Possibile che ci siano in giro tanti “fuchi” e “api regine” da decretare il tutto esaurito al teatro della Posta Vecchia di Agrigento?
Certo, il titolo era allettante: ”Le vedove allegre”, e probabilmente per una inesausta tendenza sadomasochistica siamo andati un po’ tutti a verificare dove siano andati a finire i poveri fuchi mariti e sull’altro versante prendere atto del trionfalistico e seducente volo delle api regine che sempre rimangono inesorabilmente vedove. Fino al prossimo fuco.
La nostra non vuol essere una nota ad effetto perché sicuramente ricorderete che “Le ragioni del fuco” è il titolo di un interessante libro di Totò Nocera Bracco presentato questa estate in uno degli appuntamenti del “Caffè letterario” promosso dalla questura di Agrigento, titolo che ci è venuto in mente leggendo prima le note di regia e poi visto lo spettacolo portato in scena da Barbara Gallo con tre monologhi tratti il primo (Il divano) da una sua esperienza personale, il secondo (La nuca) da Marcello Marchesi e il terzo (La moglie perfetta o più precisamente “Cinqo horas con Mario”) dello spagnolo Miguel Delibes.
Tutti brevi atti unici che ci conducono per mano all’assunto (profetico) de “Le ragioni del fuco”. Ve ne ricordiamo un assaggio: “Le ragioni del fuco nessuno le ascolta. Nemmeno il fuco in fondo, sospetta la sua fine prima di andarci inesorabilmente incontro. Non avrebbe nemmeno il tempo di abbozzare una qualche plausibile difesa. Cacciato via dall’alveare verso una fine sicura e indecorosa”.

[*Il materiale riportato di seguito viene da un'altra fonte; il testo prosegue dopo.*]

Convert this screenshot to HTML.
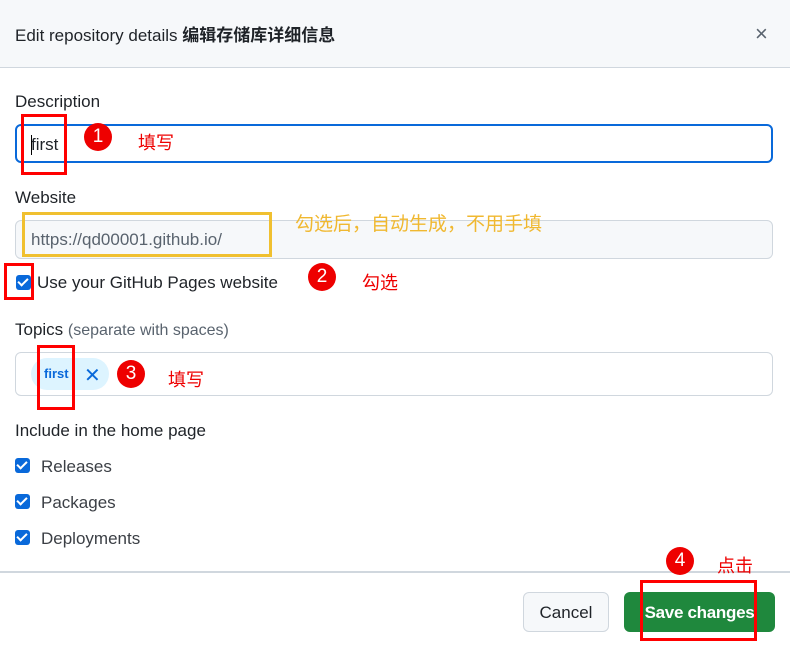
<!DOCTYPE html><html><head><meta charset="utf-8"><style>
body{margin:0;width:790px;height:650px;background:#fff;font-family:"Liberation Sans","Noto Sans CJK SC",sans-serif;color:#1f2328;position:relative;overflow:hidden}
.a{position:absolute}
.lbl{font-size:17px;line-height:20px}
.inp{border:1px solid #d0d7de;border-radius:6px;box-sizing:border-box}
.rr{border:3px solid #f00;box-sizing:border-box}
.c{width:28px;height:28px;border-radius:50%;background:#e00;color:#fff;font-size:19px;text-align:center;line-height:28px}
.rt{color:#e00;font-size:18px}
.cb{width:15px;height:15px;background:#0969da;border-radius:3px}
.cb:after{content:"";position:absolute;left:4px;top:1px;width:4px;height:8px;border:solid #fff;border-width:0 2.5px 2.5px 0;transform:rotate(45deg)}
</style></head><body>
<div class="a" style="left:0;top:0;width:790px;height:67px;background:#f6f8fa;border-bottom:1px solid #d0d7de"></div>
<div class="a" style="left:15px;top:21px;font-size:17px">Edit repository details <b>编辑存储库详细信息</b></div>
<div class="a" style="left:755px;top:21px;font-size:22px;color:#59636e">×</div>
<div class="a lbl" style="left:15px;top:92px">Description</div>
<div class="a inp" style="left:15px;top:124px;width:758px;height:39px;border:2px solid #0969da"></div>
<div class="a" style="left:31px;top:135px;font-size:17px">first</div>
<div class="a" style="left:31px;top:135px;width:1px;height:20px;background:#000"></div>
<div class="a rr" style="left:21px;top:114px;width:46px;height:61px"></div>
<div class="a c" style="left:84px;top:123px">1</div>
<div class="a rt" style="left:138px;top:129px">填写</div>
<div class="a lbl" style="left:15px;top:188px">Website</div>
<div class="a inp" style="left:15px;top:220px;width:758px;height:39px;background:#f6f8fa"></div>
<div class="a" style="left:31px;top:230px;font-size:17px;color:#59636e">https://qd00001.github.io/</div>
<div class="a" style="left:22px;top:212px;width:250px;height:45px;border:3px solid #f0c030;box-sizing:border-box"></div>
<div class="a" style="left:295px;top:209px;font-size:19px;color:#f0b830">勾选后，自动生成，不用手填</div>
<div class="a cb" style="left:16px;top:275px"></div>
<div class="a" style="left:37px;top:273px;font-size:17px">Use your GitHub Pages website</div>
<div class="a rr" style="left:4px;top:263px;width:30px;height:37px"></div>
<div class="a c" style="left:308px;top:263px">2</div>
<div class="a rt" style="left:362px;top:269px">勾选</div>
<div class="a lbl" style="left:15px;top:320px">Topics <span style="color:#59636e;font-size:16px">(separate with spaces)</span></div>
<div class="a inp" style="left:15px;top:352px;width:758px;height:44px"></div>
<div class="a" style="left:31px;top:358px;width:78px;height:32px;background:#ddf4ff;border-radius:16px"></div>
<div class="a" style="left:44px;top:366px;font-size:13px;color:#0969da;font-weight:bold">first</div>
<div class="a" style="left:84px;top:363px;font-size:20px;color:#0969da">✕</div>
<div class="a rr" style="left:37px;top:345px;width:38px;height:65px"></div>
<div class="a c" style="left:117px;top:360px">3</div>
<div class="a rt" style="left:168px;top:366px">填写</div>
<div class="a lbl" style="left:15px;top:421px">Include in the home page</div>
<div class="a cb" style="left:15px;top:458px"></div><div class="a lbl" style="left:41px;top:457px;color:#3b3f45">Releases</div>
<div class="a cb" style="left:15px;top:494px"></div><div class="a lbl" style="left:41px;top:493px;color:#3b3f45">Packages</div>
<div class="a cb" style="left:15px;top:530px"></div><div class="a lbl" style="left:41px;top:529px;color:#3b3f45">Deployments</div>
<div class="a" style="left:0;top:571px;width:790px;height:2px;background:#d0d7de"></div>
<div class="a inp" style="left:523px;top:592px;width:86px;height:40px;background:#f6f8fa;text-align:center;line-height:40px;font-size:17px">Cancel</div>
<div class="a" style="left:624px;top:592px;width:151px;height:40px;background:#1f883d;border-radius:6px;color:#fff;font-weight:bold;text-align:center;line-height:42px;font-size:17px;letter-spacing:-0.3px">Save changes</div>
<div class="a rr" style="left:640px;top:580px;width:117px;height:61px"></div>
<div class="a c" style="left:666px;top:547px">4</div>
<div class="a rt" style="left:717px;top:552px">点击</div>
</body></html>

Mutatis mutandis in perfetta linea con quello che Barbara Gallo scrive nelle sue note: ”In questo spettacolo c’è un mix formato da satira sociale condito con il sale della vita cioè l’ironia. Si analizza la coppia, alla sua solitudine, ai meccanismi a volte perfidi che la regolano, alla diffusa incapacità di comprendersi, fino ad arrivare alla risata liberatoria. Il lutto di queste vedove, “allegre”, perché libere dalla sofferenza e dal non amore, diventa simbolicamente, un sovvertimento di quello che accade ogni giorno nei fatti di cronaca. E’ come l’ inconscio desiderio delle donne di ribaltare i ruoli, da vittime a carnefici. Una divertente catarsi dell’ universo femminile!”

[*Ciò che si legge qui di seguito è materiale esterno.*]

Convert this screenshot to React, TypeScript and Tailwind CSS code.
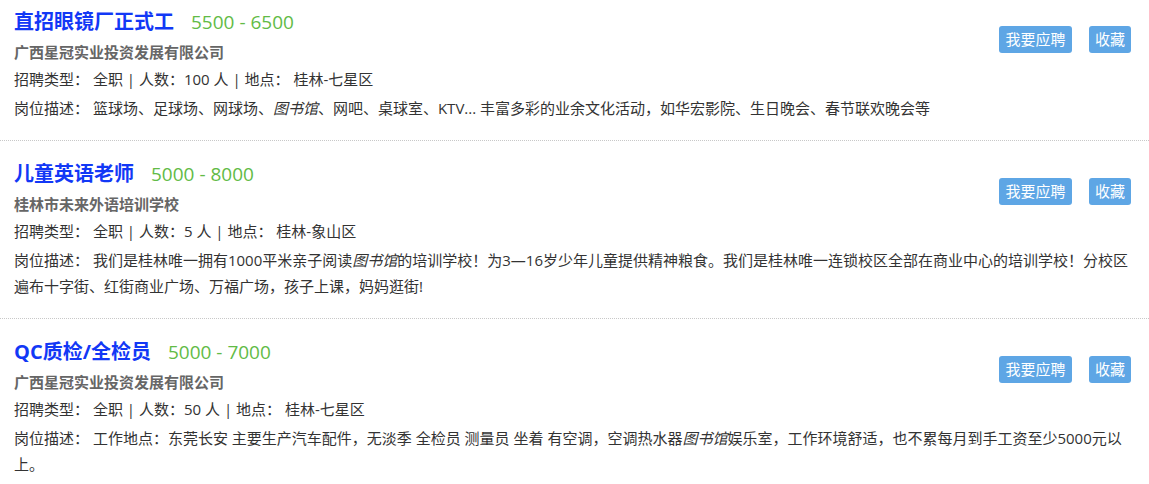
import React, { FC } from "react";

interface Job {
  title: string;
  salary: string;
  company: string;
  type: string;
  count: string;
  place: string;
  desc: React.ReactNode;
}

const jobs: Job[] = [
  {
    title: "直招眼镜厂正式工",
    salary: "5500 - 6500",
    company: "广西星冠实业投资发展有限公司",
    type: "全职",
    count: "100",
    place: "桂林-七星区",
    desc: (
      <>
        篮球场、足球场、网球场、<em>图书馆</em>、网吧、桌球室、KTV... 丰富多彩的业余文化活动，如华宏影院、生日晚会、春节联欢晚会等
      </>
    ),
  },
  {
    title: "儿童英语老师",
    salary: "5000 - 8000",
    company: "桂林市未来外语培训学校",
    type: "全职",
    count: "5",
    place: "桂林-象山区",
    desc: (
      <>
        我们是桂林唯一拥有1000平米亲子阅读<em>图书馆</em>的培训学校！为3—16岁少年儿童提供精神粮食。我们是桂林唯一连锁校区全部在商业中心的培训学校！分校区
        <br />
        遍布十字街、红街商业广场、万福广场，孩子上课，妈妈逛街!
      </>
    ),
  },
  {
    title: "QC质检/全检员",
    salary: "5000 - 7000",
    company: "广西星冠实业投资发展有限公司",
    type: "全职",
    count: "50",
    place: "桂林-七星区",
    desc: (
      <>
        工作地点：东莞长安 主要生产汽车配件，无淡季 全检员 测量员 坐着 有空调，空调热水器<em>图书馆</em>娱乐室，工作环境舒适，也不累每月到手工资至少5000元以
        <br />
        上。
      </>
    ),
  },
];

const JobItem: FC<{ job: Job; first: boolean }> = ({ job, first }) => {
  return (
    <div
      className={`border-b border-dotted border-[#c8c8c8] pl-[14px] pr-[9px] pb-[19px] ${
        first ? "pt-[7px]" : "pt-[18px]"
      }`}
    >
      <div className="float-right mt-[19px] mr-[9px] flex gap-x-[17px]">
        <button className="w-[73px] h-[27px] rounded-[3px] bg-[#5ea6e5] text-white text-[15px] leading-[27px] text-center">
          我要应聘
        </button>
        <button className="w-[42px] h-[27px] rounded-[3px] bg-[#5ea6e5] text-white text-[15px] leading-[27px] text-center">
          收藏
        </button>
      </div>
      <div className="leading-[30px] h-[30px]">
        <span className="text-[20px] font-bold text-[#1238f6]">{job.title}</span>
        <span className="ml-[17px] text-[19px] text-[#62bb46]">{job.salary}</span>
      </div>
      <p className="mt-[2px] text-[15px] leading-[26px] font-bold text-[#666]">{job.company}</p>
      <p className="mt-[1px] text-[15px] leading-[26px] text-[#333]">
        招聘类型： 全职 | 人数：{job.count} 人 | 地点： {job.place}
      </p>
      <p className="mt-[3px] text-[15px] leading-[26px] text-[#333]">
        岗位描述： {job.desc}
      </p>
    </div>
  );
};

const App: FC = () => {
  return (
    <div
      className="w-[1149px] bg-white"
      style={{ fontFamily: '"Open Sans", "Noto Sans CJK SC", sans-serif' }}
    >
      {jobs.map((job, i) => (
        <JobItem key={job.title} job={job} first={i === 0} />
      ))}
    </div>
  );
};

export default App;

E meno male, fin quando la “catarsi femminile” rimane sulle tavole del palcoscenico, non solo, ma il pover’uomo stavolta deve ringraziare Barbara Gallo per averlo sorridentemente bastonato (poteva andare peggio) e persino per averci risparmiato i risvolti politici contro derive autoritarie (del suo tempo) che il testo originario di Delibes conteneva.
Donna di mondo e di teatro, allevata e formata alla scuola catanese (la ricordiamo in “Erano tutti miei figli “ di Arthur Miller approdato due anni fa al “Pirandello” con Mariano Rigillo), Barbara Gallo sapientemente sa di non poter strafare anche sull’altare di un femminismo contraddittorio e per un’ora filata regge la scena in maniera strepitosa accarezzando gli occhi del “maschio” con un accattivante e trasparente abito di pizzo bianco, confessando di aver fatto l’amore anche sul tavolo della cucina (come nel “Postino suona sempre due volte”), e poi apparendo in gramaglie sul catafalco del suo Mario mentre un altro” fuco o merlo maschio” (Paco o Paquito) si candida e suona il clacson che la distrae dalla elaborazione del lutto.
E così una gran risata seppellisce gli spettatori.